## SHORT TASK
Tell how many lines have the string "styles" in them, and write nothing besides the number.

## DATA PROVIDED

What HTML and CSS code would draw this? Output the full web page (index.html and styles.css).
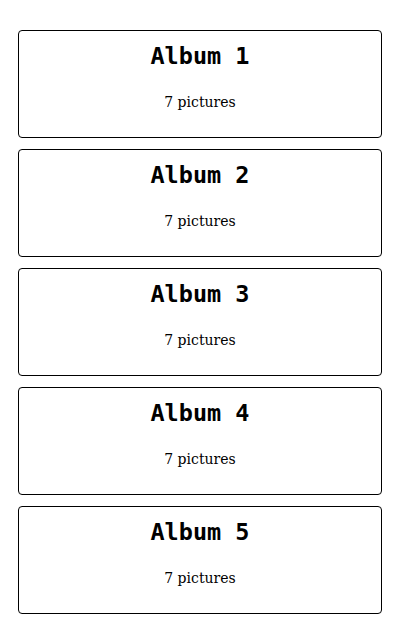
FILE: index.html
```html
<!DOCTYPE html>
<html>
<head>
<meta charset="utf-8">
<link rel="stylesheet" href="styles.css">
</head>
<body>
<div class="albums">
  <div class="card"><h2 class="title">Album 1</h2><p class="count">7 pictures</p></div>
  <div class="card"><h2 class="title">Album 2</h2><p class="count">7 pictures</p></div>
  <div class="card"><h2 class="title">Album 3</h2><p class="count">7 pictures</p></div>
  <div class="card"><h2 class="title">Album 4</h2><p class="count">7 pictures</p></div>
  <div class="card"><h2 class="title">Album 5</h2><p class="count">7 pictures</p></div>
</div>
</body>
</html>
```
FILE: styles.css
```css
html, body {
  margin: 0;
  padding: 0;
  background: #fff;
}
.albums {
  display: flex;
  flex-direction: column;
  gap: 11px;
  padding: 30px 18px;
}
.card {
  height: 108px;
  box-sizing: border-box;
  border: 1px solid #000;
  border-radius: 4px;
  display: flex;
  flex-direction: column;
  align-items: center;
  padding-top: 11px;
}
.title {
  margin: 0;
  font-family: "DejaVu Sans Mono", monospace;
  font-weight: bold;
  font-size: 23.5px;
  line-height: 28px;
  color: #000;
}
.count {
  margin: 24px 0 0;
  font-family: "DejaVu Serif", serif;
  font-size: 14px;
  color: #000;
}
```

## REPLY
3